The big decisions to be made up front here are firstly the ESG one, same as above for Australian Shares, do we want to restrain the portfolio to ethically responsible investments. My decision is not to, but you will need to decide.


The other decision is to hedge or not to hedge. Thats about currency risk. Obviously all these ETF's have assets which are priced in currencies other than A$ so if the Aussie moves up or down dramatically your portfolio may be impacted even if the underlying assets havent moved.


Again this is a decision you need to make for your self. Most institutional investors seem to not hedge. They argue that the currency risk is part of the return that you are looking for in investing in international assets. I tend to agree so I will choose an unhedged ETF.


Most (not all) of the funds above exclude Australian assets from the fund so you are not adding extra exposure which you already have.


Once I have decided not to hedge and not to restrain to ESG then it comes down to cost. VGS comes out the best in that regard so thats my global exposure locked in.


Now for defensive assets.

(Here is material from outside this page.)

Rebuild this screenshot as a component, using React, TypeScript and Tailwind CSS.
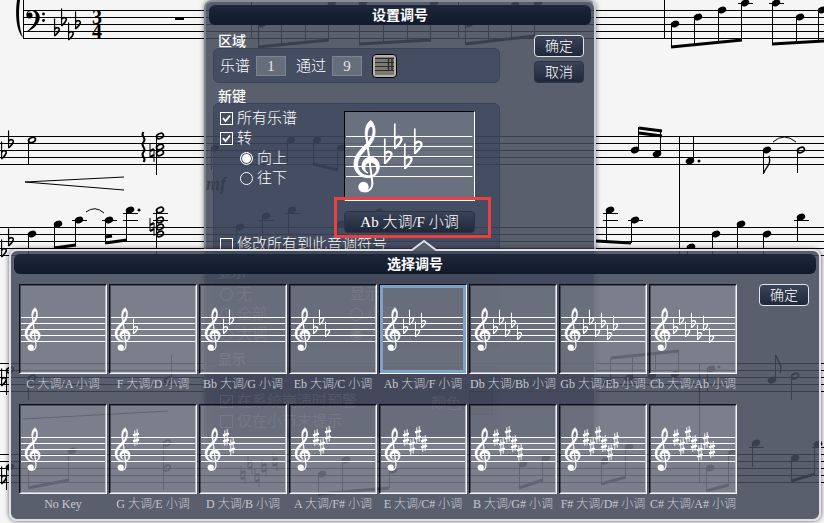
import React from "react";
import { clsx } from "clsx";

type KeySig = { label: string; flats?: number; sharps?: number };

const KEYS: KeySig[] = [
  { label: "C 大调/A 小调" },
  { label: "F 大调/D 小调", flats: 1 },
  { label: "Bb 大调/G 小调", flats: 2 },
  { label: "Eb 大调/C 小调", flats: 3 },
  { label: "Ab 大调/F 小调", flats: 4 },
  { label: "Db 大调/Bb 小调", flats: 5 },
  { label: "Gb 大调/Eb 小调", flats: 6 },
  { label: "Cb 大调/Ab 小调", flats: 7 },
  { label: "No Key" },
  { label: "G 大调/E 小调", sharps: 1 },
  { label: "D 大调/B 小调", sharps: 2 },
  { label: "A 大调/F# 小调", sharps: 3 },
  { label: "E 大调/C# 小调", sharps: 4 },
  { label: "B 大调/G# 小调", sharps: 5 },
  { label: "F# 大调/D# 小调", sharps: 6 },
  { label: "C# 大调/A# 小调", sharps: 7 },
];

// half-space steps below the top staff line
const FLAT_STEPS = [4, 1, 5, 2, 6, 3, 7];
const SHARP_STEPS = [0, 3, -1, 2, 5, 1, 4];

// glyphs are drawn for a staff space of 10
function Flat({ x, y, s }: { x: number; y: number; s: number }) {
  return (
    <g transform={`translate(${x} ${y}) scale(${s / 10})`} fill="none" stroke="currentColor">
      <path d="M0.8,-18 V7.5" strokeWidth="1.7" />
      <path d="M0.8,-2.5 C3,-6 8.2,-5.2 7.4,-1.4 C6.6,2 3,4.6 0.8,6.8" strokeWidth="2.4" />
    </g>
  );
}

function Sharp({ x, y, s }: { x: number; y: number; s: number }) {
  return (
    <g transform={`translate(${x} ${y}) scale(${s / 10})`} stroke="currentColor">
      <path d="M3,-12 V14 M7,-14 V12" strokeWidth="1.6" />
      <path d="M0,-3.5 L10,-6.5 M0,6.5 L10,3.5" strokeWidth="3.6" />
    </g>
  );
}

function Natural({ x, y }: { x: number; y: number }) {
  return (
    <g transform={`translate(${x} ${y})`} stroke="currentColor">
      <path d="M-2,-9 V4 M2,-4 V9" strokeWidth="1" />
      <path d="M-2,-2 L2,-4 M-2,4 L2,2" strokeWidth="2" />
    </g>
  );
}

function TrebleClef({ x, y, s }: { x: number; y: number; s: number }) {
  return (
    <g transform={`translate(${x} ${y}) scale(${s / 10})`}>
      <path
        fill="currentColor"
        stroke="currentColor"
        strokeWidth="0.9"
        d="M12,3.5 C10,-5 12,-13 17,-15.5 C20.5,-12 22,-6 20.5,0 C19,7 13.5,11.5 9,16.5 C5,21 3.6,25 3.6,29 C3.6,35.5 9,39.8 15,39.8 C20,39.8 23,36 22.6,32 C22.2,28 19.5,26.3 16,26.5 C12.5,26.8 10.6,29 10.8,32 C11,34.5 12.3,35.8 14,37 C10,36.2 7.8,33 8,29.5 C8.3,25 11.5,21.3 16.5,21.3 C22,21.3 25.3,25.5 25.3,30.5 C25.3,37 20.5,41.6 14,41.6 C6,41.6 0,36 0,28 C0,20 5.5,14.5 10.5,9.5 C15,5 18.5,1 19,-3.5 C19.3,-7 18.5,-9.5 17,-10 C14,-8.5 12.5,-3 13.5,3.5 Z"
      />
      <path d="M12.6,2 L18.3,46 C19,52 15,55.6 10.5,55.6" fill="none" stroke="currentColor" strokeWidth="2" />
      <circle cx="9.500" cy="51" r="5.200" fill="currentColor" />
    </g>
  );
}

function KeyStaff({ sig, space, top }: { sig: KeySig; space: number; top: number }) {
  const start = space * 4;
  return (
    <svg className="block h-full w-full text-white" aria-hidden="true">
      {[0, 1, 2, 3, 4].map((i) => (
        <rect key={i} x="1" y={top + i * space} width="98%" height="1" fill="currentColor" />
      ))}
      <TrebleClef x={space - 1} y={top} s={space} />
      {FLAT_STEPS.slice(0, sig.flats ?? 0).map((step, i) => (
        <Flat key={i} x={start - 1 + i * space} y={top + 0.5 + (step * space) / 2} s={space} />
      ))}
      {SHARP_STEPS.slice(0, sig.sharps ?? 0).map((step, i) => (
        <Sharp key={i} x={start - 1 + i * space} y={top + 0.5 + (step * space) / 2} s={space} />
      ))}
    </svg>
  );
}

// [head x, head y, stem end y, open]; stems going down hang on the left side
type Note = [number, number, number, boolean?];

const NOTES: Note[] = [
  [675, 24, 47], [698, 17, 45], [722, 10, 43], [745, 3, 40],
  [776, 3, 44], [800, 17, 43], [822, 10, 41],
  [262, 24, 47], [285, 17, 45], [309, 10, 43], [332, 3, 40],
  [363, 3, 44], [387, 17, 43], [411, 10, 41], [434, 3, 40],
  [469, 24, 44], [492, 17, 42], [515, 5, 39], [538, 3, 36],
  [32, 140, 164, true], [160, 136, 175, true], [160, 147, 175, true], [160, 153, 175, true],
  [32, 234, 262], [58, 224, 248], [79, 220, 246], [109, 220, 243], [130, 210, 240],
  [160, 210, 262, true], [160, 220, 262, true], [160, 227, 262, true], [160, 234, 262, true],
  [215, 148, 170], [291, 140, 162], [317, 140, 164], [341, 148, 170],
  [240, 227, 252], [266, 216, 250], [292, 210, 248], [341, 224, 250], [379, 212, 248],
  [635, 150, 127], [657, 154, 130], [690, 161, 137],
  [767, 150, 174], [801, 150, 173, true],
  [610, 210, 241], [635, 220, 243],
  [691, 247, 262], [716, 234, 262], [741, 224, 262], [767, 234, 262], [801, 217, 241],
  [10, 370, 395, true], [32, 378, 400, true], [168, 380, 355, true],
  [607, 382, 358], [629, 378, 356], [652, 376, 353], [675, 374, 351], [711, 369, 391],
  [772, 380, 355], [795, 376, 400, true],
  [10, 467, 490], [32, 460, 488], [72, 451, 480], [167, 443, 490, true], [167, 468, 490, true],
  [322, 474, 494], [346, 460, 492], [393, 470, 488],
  [523, 464, 488], [546, 458, 480], [605, 461, 484], [629, 447, 477],
  [710, 468, 491], [732, 453, 485], [756, 443, 467], [795, 458, 481], [818, 444, 474],
];

const BEAMS = [
  [671, 47, 742, 40], [772, 44, 824, 41], [258, 47, 329, 40], [359, 44, 431, 40], [465, 44, 535, 36],
  [54, 248, 76, 245], [105, 243, 127, 240], [105, 237, 112, 236],
  [313, 164, 338, 170], [596, 241, 631, 243], [639, 128, 662, 131], [639, 133, 662, 136],
  [611, 358, 679, 351], [28, 488, 69, 480], [318, 494, 389, 488], [519, 488, 543, 480],
  [601, 484, 626, 477], [706, 491, 729, 485], [791, 481, 815, 474],
];

const LEDGERS = [
  [741, 3], [772, 3], [75, 220], [105, 220], [126, 213], [126, 220], [156, 213], [156, 220],
  [262, 220], [288, 213], [606, 213], [606, 220], [631, 220], [797, 220], [752, 447], [815, 447],
];

const STAVES = [136, 227, 363, 454];

function Score() {
  return (
    <svg className="absolute inset-0 h-full w-full text-black" aria-hidden="true">
      <g fill="currentColor">
        {[0, 1, 2, 3, 4].map((i) => (
          <rect key={i} x="23" y={10 + i * 7} width="100%" height="1" />
        ))}
        {STAVES.map((y) =>
          [0, 1, 2, 3, 4].map((i) => <rect key={`${y}-${i}`} x="0" y={y + i * 7} width="100%" height="1" />)
        )}
        <rect x="23" y="0" width="1" height="39" />
        <rect x="664" y="0" width="1" height="39" />
        <rect x="251" y="0" width="1" height="39" />
        <rect x="458" y="0" width="1" height="39" />
        <rect x="679" y="136" width="1" height="120" />
        <rect x="699" y="363" width="1" height="120" />
        <path d="M17,0 C15,14 16,30 23,38 C19,28 18,14 20,0 Z" />
        <rect x="175" y="17" width="9" height="3" />
        {/* bass clef */}
        <circle cx="29.500" cy="15.500" r="3" />
        <path d="M26.500,15 C26,10.500 31,9.500 34,10.200 C39,11.500 41,16 39,21 C37,26 32,30 26,32 C31,28 35.500,24 35.800,17 C36,13 34,10.800 31,11 C28,11.200 27,13 27.500,15 Z" />
        <circle cx="43.500" cy="14" r="1.400" />
        <circle cx="43.500" cy="20.500" r="1.400" />
        <text x="97" y="24" textAnchor="middle" className="font-['Liberation_Serif',serif] text-[20px] font-bold">3</text>
        <text x="97" y="38" textAnchor="middle" className="font-['Liberation_Serif',serif] text-[20px] font-bold">4</text>
        <text x="206" y="190" className="font-['Liberation_Serif',serif] text-[18px] font-bold italic">mf</text>
        <circle cx="139" cy="210" r="1.500" />
        <circle cx="699" cy="161" r="1.500" />
        <circle cx="719" cy="367" r="1.500" />
      </g>
      <Flat x={54} y={31} s={7} />
      <Flat x={61} y={21} s={7} />
      <Flat x={68} y={35} s={7} />
      <Flat x={75} y={24} s={7} />
      <Flat x={8} y={143} s={7} />
      <Flat x={1} y={154} s={7} />
      <Flat x={8} y={241} s={7} />
      <Flat x={1} y={252} s={7} />
      <Flat x={1} y={381} s={7} />
      <Flat x={1} y={479} s={7} />
      <Natural x={152} y={153} />
      <Natural x={152} y={227} />
      <Natural x={243} y={475} />
      <Natural x={250} y={465} />
      <Natural x={257} y={478} />
      <Natural x={264} y={468} />
      <Natural x={275} y={462} />
      <g fill="none" stroke="currentColor">
        <path d="M124,177 L25,182 L124,190" />
        <path d="M23,419 L168,411" />
        <path d="M86,212 Q95,205 104,213 M773,142 Q784,132 796,142" />
        <path d="M143.500,132 q-2,2.500 0,5 q2,2.500 0,5 q-2,2.500 0,5 q2,2.500 0,5 q-2,2.500 0,5 q2,2.500 0,5" strokeWidth="2" />
        <path d="M764,173 C764,168 772,166 769,156 M776,355 C777,362 783,364 780,373" strokeWidth="1.400" />
      </g>
      {NOTES.map(([x, y, end, open], i) => {
        const stemX = end > y ? x - 4 : x + 3;
        return (
          <g key={i}>
            <rect x={stemX} y={Math.min(y, end)} width="1" height={Math.abs(end - y)} fill="currentColor" />
            <ellipse
              cx={x}
              cy={y}
              rx={open ? 3.6 : 4.4}
              ry={open ? 2.4 : 3.2}
              transform={`rotate(-24 ${x} ${y})`}
              fill={open ? "none" : "currentColor"}
              stroke={open ? "currentColor" : "none"}
              strokeWidth="1.7"
            />
          </g>
        );
      })}
      {BEAMS.map(([x1, y1, x2, y2], i) => (
        <line key={i} x1={x1} y1={y1} x2={x2} y2={y2} stroke="currentColor" strokeWidth="3" />
      ))}
      {LEDGERS.map(([x, y], i) => (
        <rect key={i} x={x - 3} y={y} width="15" height="1" fill="currentColor" />
      ))}
    </svg>
  );
}

function TitleBar({ children }: { children: React.ReactNode }) {
  return (
    <h2 className="flex h-5 items-center justify-center rounded-md bg-gradient-to-b from-[#1f273b] to-[#101a2b] text-sm font-bold leading-5 text-white">
      {children}
    </h2>
  );
}

function PushButton({ children, primary }: { children: React.ReactNode; primary?: boolean }) {
  return (
    <button
      type="button"
      className={clsx(
        "flex h-[22px] w-[50px] items-center justify-center rounded border bg-gradient-to-b from-[#3a4358] to-[#20283b] text-sm font-light leading-5 text-white",
        primary ? "border-[#e4e6ea]" : "border-[#2b3346]"
      )}
    >
      {children}
    </button>
  );
}

function CheckRow({ label, checked }: { label: string; checked?: boolean }) {
  return (
    <label className="flex h-5 items-center gap-1">
      <span className="grid shrink-0">
        <input
          type="checkbox"
          defaultChecked={checked}
          className="peer col-start-1 row-start-1 h-[13px] w-[13px] appearance-none border border-white"
        />
        <svg className="pointer-events-none invisible col-start-1 row-start-1 h-[13px] w-[13px] peer-checked:visible" viewBox="0 0 13 13">
          <path d="M3,6 L5.500,9 L10,3.500" fill="none" stroke="white" strokeWidth="1.800" />
        </svg>
      </span>
      <span className="whitespace-nowrap">{label}</span>
    </label>
  );
}

function RadioRow({ label, name, checked }: { label: string; name: string; checked?: boolean }) {
  return (
    <label className="flex h-5 items-center gap-1">
      <input
        type="radio"
        name={name}
        defaultChecked={checked}
        className="h-[13px] w-[13px] shrink-0 appearance-none rounded-full border border-white shadow-[inset_0_0_0_1px_#3c4557] checked:bg-white"
      />
      <span className="whitespace-nowrap">{label}</span>
    </label>
  );
}

function Group({ title, className, children }: { title: string; className?: string; children: React.ReactNode }) {
  return (
    <section className={className}>
      <h3 className="h-[13px] pl-[5px] text-sm font-medium leading-[13px]">{title}</h3>
      <div className="rounded-md border border-[#3a4458] bg-[#2e3c53]/50 px-[6px]">{children}</div>
    </section>
  );
}

const FIELD = "h-5 w-[30px] border border-[#7c8391] bg-[#666d7b] text-center font-['Liberation_Serif',serif] text-[15px] text-[#e3e5e9]";

function KeyDialog() {
  return (
    <div className="absolute left-[204px] top-0 h-[440px] w-[392px] rounded-lg border-2 border-[#c9cbd1] border-l-[#7d818c] border-t-[#8a8e98] bg-[#43485a]/87 px-[3px] pt-[3px] text-[15px] font-light leading-5 text-white shadow-[0_0_5px_rgba(0,0,0,0.5)]">
      <TitleBar>设置调号</TitleBar>
      <div className="flex justify-between pl-1 pr-[7px] pt-[10px]">
        <div className="w-[287px]">
          <Group title="区域">
            <div className="flex h-[33px] items-center">
              <label className="flex items-center gap-[6px]">
                乐谱
                <input className={FIELD} defaultValue="1" />
              </label>
              <label className="ml-[10px] flex items-center gap-[6px]">
                通过
                <input className={FIELD} defaultValue="9" />
              </label>
              <button
                type="button"
                aria-label="选择范围"
                className="ml-[10px] h-6 w-[25px] rounded border border-black bg-[#b3b2b0] p-[2px]"
              >
                <svg viewBox="0 0 19 18" preserveAspectRatio="none" className="block h-full w-full bg-[#7d7872]">
                  <path d="M0,1.500 H19 M0,5.500 H19 M0,9.500 H19 M0,13.500 H19" stroke="#2f2d2b" />
                  <path d="M13.500,1 V14 M17,1 V14" stroke="#2f2d2b" strokeWidth="1.500" />
                </svg>
              </button>
            </div>
          </Group>
          <Group title="新键" className="mt-[7px]">
            <div className="flex pt-1">
              <div className="w-[124px]">
                <CheckRow label="所有乐谱" checked />
                <CheckRow label="转" checked />
                <div className="pl-5">
                  <RadioRow name="direction" label="向上" checked />
                  <RadioRow name="direction" label="往下" />
                </div>
              </div>
              <div className="flex w-[131px] flex-col gap-[10px] pb-px pt-[3px]">
                <div className="h-[90px] border border-b-white border-l-black border-r-white border-t-black bg-white/20">
                  <KeyStaff sig={KEYS[4]} space={10} top={24} />
                </div>
                <div className="relative">
                  <button
                    type="button"
                    className="flex h-[22px] w-full items-center justify-center whitespace-nowrap rounded border border-[#2b3346] bg-gradient-to-b from-[#3a4358] to-[#20283b] font-['Liberation_Serif','Noto_Sans_CJK_SC',serif]"
                  >
                    Ab 大调/F 小调
                  </button>
                  <span className="pointer-events-none absolute -bottom-[5px] -left-[10px] -right-[16px] -top-[14px] border-[3px] border-[#e8413f]" />
                </div>
              </div>
            </div>
            <div className="pb-1">
              <CheckRow label="修改所有到此音调符号" />
            </div>
          </Group>
          <Group title="显示" className="mt-[7px] opacity-70">
            <div className="flex py-1">
              <div className="w-[130px]">
                <RadioRow name="scope" label="无" />
                <RadioRow name="scope" label="全部" />
                <RadioRow name="scope" label="大调" />
              </div>
              <div>
                <p>显示:</p>
                <RadioRow name="mode" label="小调" />
                <RadioRow name="mode" label="大调" checked />
              </div>
            </div>
          </Group>
          <Group title="显示" className="mt-1 opacity-70">
            <div className="flex justify-between pb-1 pt-6">
              <div>
                <CheckRow label="在系统崩溃时预警" checked />
                <CheckRow label="仅在小节末提示" />
              </div>
              <div className="flex h-6 items-center gap-2">
                颜色
                <span className="h-6 w-6 border border-black bg-[#20283b]" />
              </div>
            </div>
          </Group>
        </div>
        <div className="flex flex-col gap-1">
          <PushButton primary>确定</PushButton>
          <PushButton>取消</PushButton>
        </div>
      </div>
    </div>
  );
}

function KeyPicker() {
  const [selected, setSelected] = React.useState(4);
  return (
    <div className="absolute left-[9px] right-[3px] top-[249px] rounded-lg border-2 border-[#dfe0e4] bg-[#43485a]/87 px-[3px] pb-[5px] pt-[3px] shadow-[0_0_5px_rgba(0,0,0,0.6)]">
      <svg className="absolute -top-[12px] left-[399px] h-[12px] w-[28px]" viewBox="0 0 28 12">
        <path d="M2,12 L14,2 L26,12 Z" fill="#5a5f6c" />
        <path d="M2,11 L14,2 L26,11" fill="none" stroke="#dfe0e4" strokeWidth="2" />
      </svg>
      <TitleBar>选择调号</TitleBar>
      <div className="flex items-start gap-[22px] pl-[5px] pr-[7px] pt-[10px]">
        <div className="grid flex-1 grid-cols-8 gap-x-[2px] gap-y-[10px]">
          {KEYS.map((sig, i) => (
            <button key={sig.label} type="button" onClick={() => setSelected(i)} className="min-w-0">
              <span className="relative block h-[90px] border border-b-[#f4f4f6] border-l-[#0b0e18] border-r-[#f4f4f6] border-t-[#0b0e18] bg-white/20 shadow-[inset_1px_1px_0_rgba(20,24,36,0.5),inset_-1px_-1px_0_rgba(230,230,235,0.6)]">
                {selected === i && <span className="absolute inset-0 border-[3px] border-[#7fa3c8]" />}
                <KeyStaff sig={sig} space={6} top={32} />
              </span>
              <span className="flex h-5 items-center justify-center whitespace-nowrap font-['Liberation_Serif','Noto_Sans_CJK_SC',serif] text-xs font-light text-[#c6c9d0]">
                {sig.label}
              </span>
            </button>
          ))}
        </div>
        <PushButton primary>确定</PushButton>
      </div>
    </div>
  );
}

export default function App() {
  return (
    <main className="relative h-screen min-h-[523px] overflow-hidden bg-[#f5f5f5] font-['Liberation_Sans','Noto_Sans_CJK_SC',sans-serif]">
      <Score />
      <KeyDialog />
      <KeyPicker />
    </main>
  );
}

This is a tough one at the moment because for the first time since Ive been involved in markets I can't justify a pure fixed income fund in my portfolio. The yields are so low that they add very little to the returns of the fund and the capital value of these funds is very likely to fall as yields rise. So I don't want traditional fixed income funds but I do want defensive assets in the portfolio. See this article for more on this.


My choice for defensive assets is XARO for reasons outlined in the article liniked above.



So that's my core portfolio set;

Australian Shares - VAS

International Shares - VGS

Defensive Assets - XARO


3 ETF's that will give me a sound core. The weightings of those 3 ETF's will depend on the risk exposure that you want. A growth portfolio might look like 40% VAS, 40% VGS and 20% XARO. See other articles on Accument for Asset allocation.


This is not advice. I have not considered your circumstances. You should carefully consider your own circumstances before investing and read the PDS (available on Accument) of each ETF you invest in.